Ain’t progress grand?

“Nobody is suggesting that a utopian age of sexual and racial equality has dawned in San Diego or anywhere else,” Scott writes. “The default Comic-Con panelist is still a white man, but it does seem that more of an effort has been made to correct this lazy lopsidedness here than in, say, the Hollywood studios a few hours up the freeway. If the entertainment business is still dominated by interlocking old-boy networks — in the movie studios, the bigger comic-book publishers, the television networks and among the writers, artists and directors those entities employ — the audience is challenging that status quo.”
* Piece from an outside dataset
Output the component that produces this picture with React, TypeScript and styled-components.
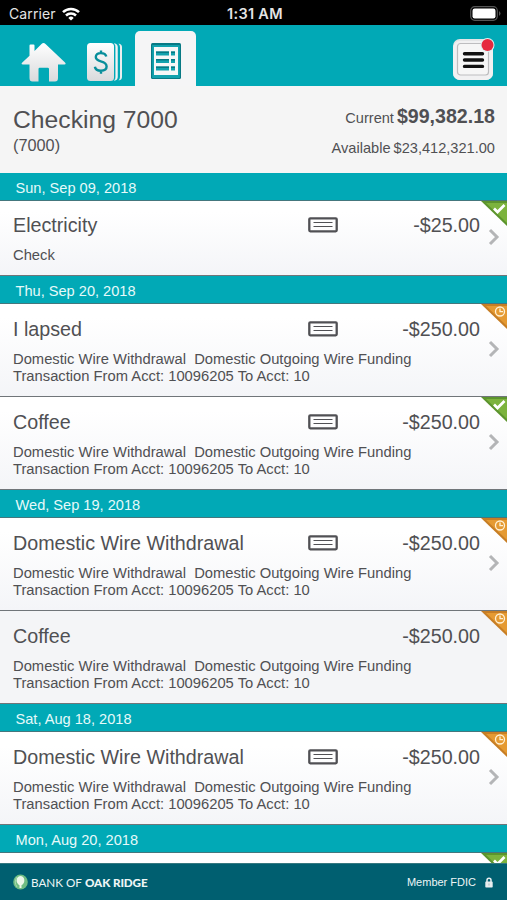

– On that topic, I’ve never heard so many people so excited about jumpsuits as when director Paul Feig tweeted out a photo of his Ghostbusters reboot starring Melissa McCarthy, Kristen Wiig, Kate McKinnon and Leslie Jones suited up in full costume, utility belts included.
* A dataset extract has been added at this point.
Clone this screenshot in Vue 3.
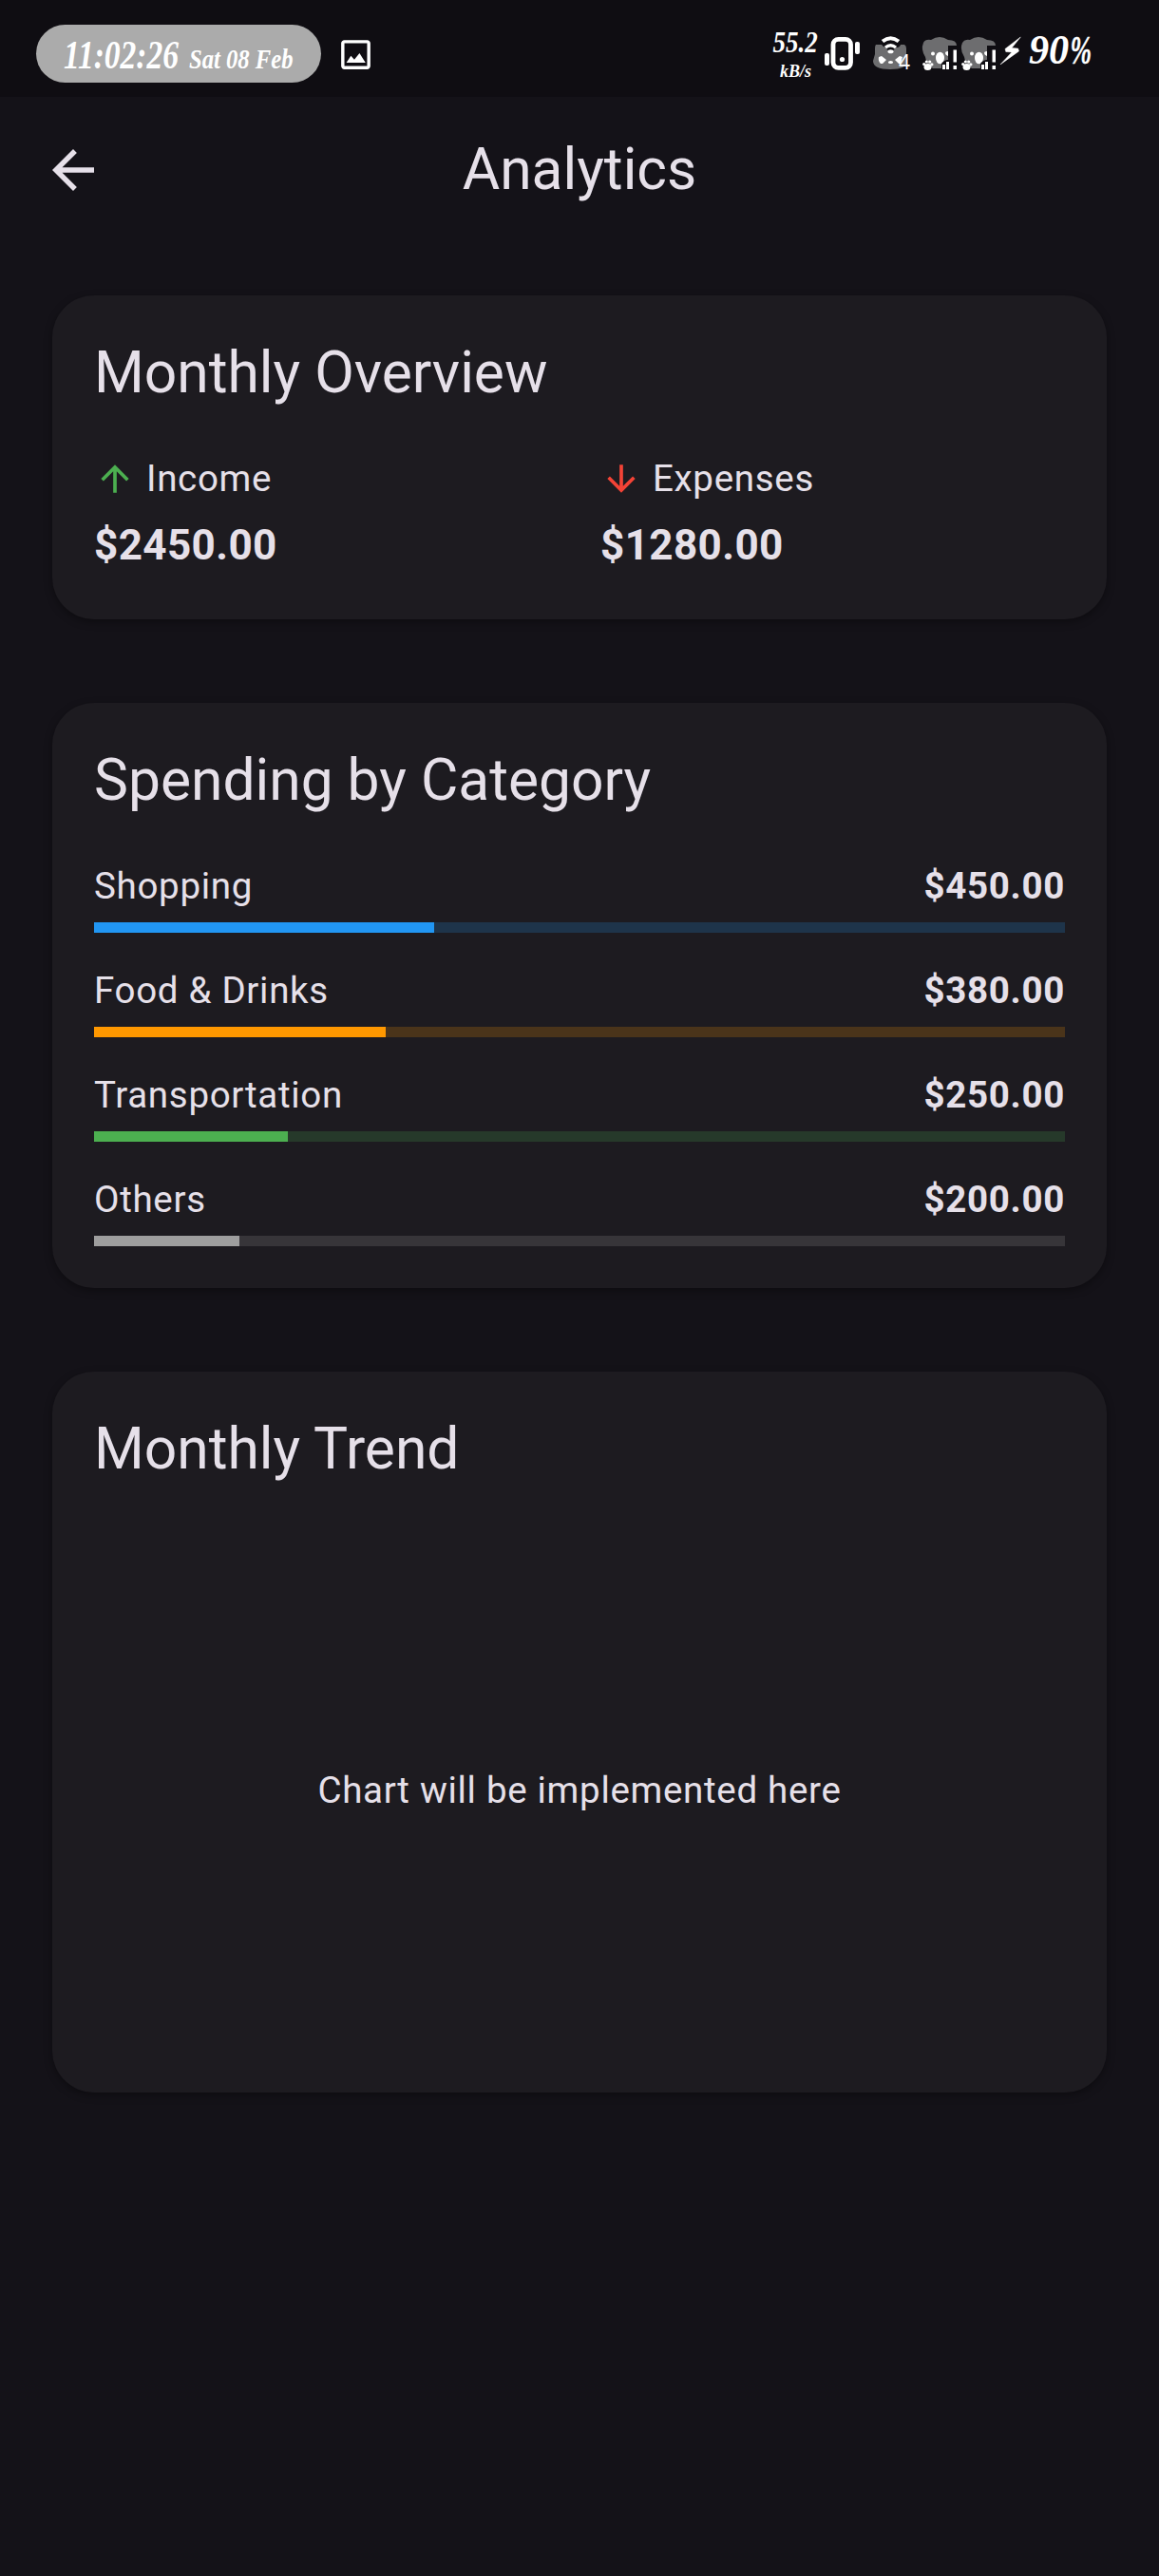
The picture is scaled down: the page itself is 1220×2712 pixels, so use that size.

For many women, that’s probably because the all-female Ghostbusters team will be fighting ghosts with their wits and proton packs and not the power of their cleavage and high heels. If you take a look at many of the female Ghostbusters Halloween costumes available on the market, you realize this could have been scary for reasons that have nothing to do with ghosts.

As Variety.com reports, the first-look photo comes more than a year ahead of the film’s expected release date of July 22, 2016.

– The Academy of Motion Picture Arts & Sciences now has 17 women on the board of governors, compared to 14 for the past year, reports Variety.com.

The organization unveiled its new board members Friday morning. Elected to the board for the first time are Lois Burwell, makeup artists and hairstylists branch; Michael Giacchino, music branch; Rory Kennedy, documentary branch; and Daryn Okada, cinematographers branch.